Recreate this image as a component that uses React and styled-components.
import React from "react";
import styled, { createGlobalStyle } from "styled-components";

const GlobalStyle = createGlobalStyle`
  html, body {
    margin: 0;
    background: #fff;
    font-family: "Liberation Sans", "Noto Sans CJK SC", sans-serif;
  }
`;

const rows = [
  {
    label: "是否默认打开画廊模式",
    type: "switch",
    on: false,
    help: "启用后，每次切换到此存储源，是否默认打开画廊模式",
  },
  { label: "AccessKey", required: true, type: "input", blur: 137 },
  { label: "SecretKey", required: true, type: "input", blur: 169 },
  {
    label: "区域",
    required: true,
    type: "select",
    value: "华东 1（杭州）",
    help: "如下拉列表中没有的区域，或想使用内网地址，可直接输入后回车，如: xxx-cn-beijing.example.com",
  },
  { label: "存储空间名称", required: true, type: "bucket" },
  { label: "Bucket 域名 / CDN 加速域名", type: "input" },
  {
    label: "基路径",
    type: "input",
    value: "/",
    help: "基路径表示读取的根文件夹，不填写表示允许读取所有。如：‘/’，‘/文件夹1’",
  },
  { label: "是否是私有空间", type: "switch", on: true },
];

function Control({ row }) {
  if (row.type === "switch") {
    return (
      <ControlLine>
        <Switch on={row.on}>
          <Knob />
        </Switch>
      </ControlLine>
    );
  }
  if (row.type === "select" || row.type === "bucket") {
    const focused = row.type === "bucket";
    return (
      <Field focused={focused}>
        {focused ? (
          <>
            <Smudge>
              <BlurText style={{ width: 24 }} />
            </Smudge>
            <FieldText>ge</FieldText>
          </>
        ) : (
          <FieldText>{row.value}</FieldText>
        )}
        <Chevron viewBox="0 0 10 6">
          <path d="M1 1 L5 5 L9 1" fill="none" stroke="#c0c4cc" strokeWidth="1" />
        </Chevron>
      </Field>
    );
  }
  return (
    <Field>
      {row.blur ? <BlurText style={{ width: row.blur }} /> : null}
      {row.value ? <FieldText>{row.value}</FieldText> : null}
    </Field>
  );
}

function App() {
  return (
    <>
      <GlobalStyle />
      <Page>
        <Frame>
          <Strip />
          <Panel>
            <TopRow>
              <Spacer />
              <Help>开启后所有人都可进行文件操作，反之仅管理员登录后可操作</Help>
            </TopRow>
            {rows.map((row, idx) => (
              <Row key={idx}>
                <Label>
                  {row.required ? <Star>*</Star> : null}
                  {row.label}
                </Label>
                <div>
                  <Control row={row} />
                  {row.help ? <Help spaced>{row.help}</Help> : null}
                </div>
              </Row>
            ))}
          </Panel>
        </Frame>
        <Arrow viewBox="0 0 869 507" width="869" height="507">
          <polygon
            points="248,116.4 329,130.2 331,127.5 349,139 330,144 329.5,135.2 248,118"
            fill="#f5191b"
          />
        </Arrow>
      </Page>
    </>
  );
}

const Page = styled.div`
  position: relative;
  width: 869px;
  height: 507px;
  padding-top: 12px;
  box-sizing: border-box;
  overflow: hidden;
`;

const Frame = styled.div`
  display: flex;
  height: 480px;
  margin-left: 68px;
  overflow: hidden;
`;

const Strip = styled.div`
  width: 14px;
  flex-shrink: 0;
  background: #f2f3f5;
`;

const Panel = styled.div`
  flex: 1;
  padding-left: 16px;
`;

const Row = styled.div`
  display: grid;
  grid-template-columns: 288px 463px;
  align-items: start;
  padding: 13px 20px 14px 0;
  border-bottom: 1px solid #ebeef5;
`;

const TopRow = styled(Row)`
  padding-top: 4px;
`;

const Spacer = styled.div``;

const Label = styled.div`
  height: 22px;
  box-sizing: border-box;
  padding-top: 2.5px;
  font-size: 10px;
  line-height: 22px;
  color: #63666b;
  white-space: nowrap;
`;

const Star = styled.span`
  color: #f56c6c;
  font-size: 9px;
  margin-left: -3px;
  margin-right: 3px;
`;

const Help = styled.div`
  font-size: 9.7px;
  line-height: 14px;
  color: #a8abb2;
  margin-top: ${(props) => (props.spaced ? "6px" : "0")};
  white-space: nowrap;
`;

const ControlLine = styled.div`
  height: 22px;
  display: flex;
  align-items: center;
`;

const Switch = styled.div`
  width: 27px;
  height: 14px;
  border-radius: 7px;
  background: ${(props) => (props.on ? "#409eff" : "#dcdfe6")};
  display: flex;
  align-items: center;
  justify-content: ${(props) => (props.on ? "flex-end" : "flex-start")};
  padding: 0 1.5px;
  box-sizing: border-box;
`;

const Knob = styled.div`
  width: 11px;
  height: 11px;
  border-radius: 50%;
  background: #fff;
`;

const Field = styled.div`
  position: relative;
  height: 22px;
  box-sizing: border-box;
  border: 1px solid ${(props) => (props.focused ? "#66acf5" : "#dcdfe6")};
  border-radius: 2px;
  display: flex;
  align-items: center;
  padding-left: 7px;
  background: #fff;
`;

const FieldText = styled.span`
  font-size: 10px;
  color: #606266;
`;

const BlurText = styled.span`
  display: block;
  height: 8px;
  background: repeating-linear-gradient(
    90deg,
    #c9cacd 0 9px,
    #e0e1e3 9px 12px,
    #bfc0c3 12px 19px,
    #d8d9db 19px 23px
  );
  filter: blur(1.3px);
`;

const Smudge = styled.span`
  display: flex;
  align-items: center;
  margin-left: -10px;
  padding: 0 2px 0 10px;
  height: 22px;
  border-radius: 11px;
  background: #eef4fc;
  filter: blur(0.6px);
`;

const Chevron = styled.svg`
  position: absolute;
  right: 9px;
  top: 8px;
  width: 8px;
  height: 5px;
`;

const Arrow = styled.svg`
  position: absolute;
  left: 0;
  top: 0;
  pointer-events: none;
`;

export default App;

_WORK INSTRUCTIONS_: Gather each line that holds "components".

_ANSWER FOR THIS EXERCISE_:
Recreate this image as a component that uses React and styled-components.
import styled, { createGlobalStyle } from "styled-components";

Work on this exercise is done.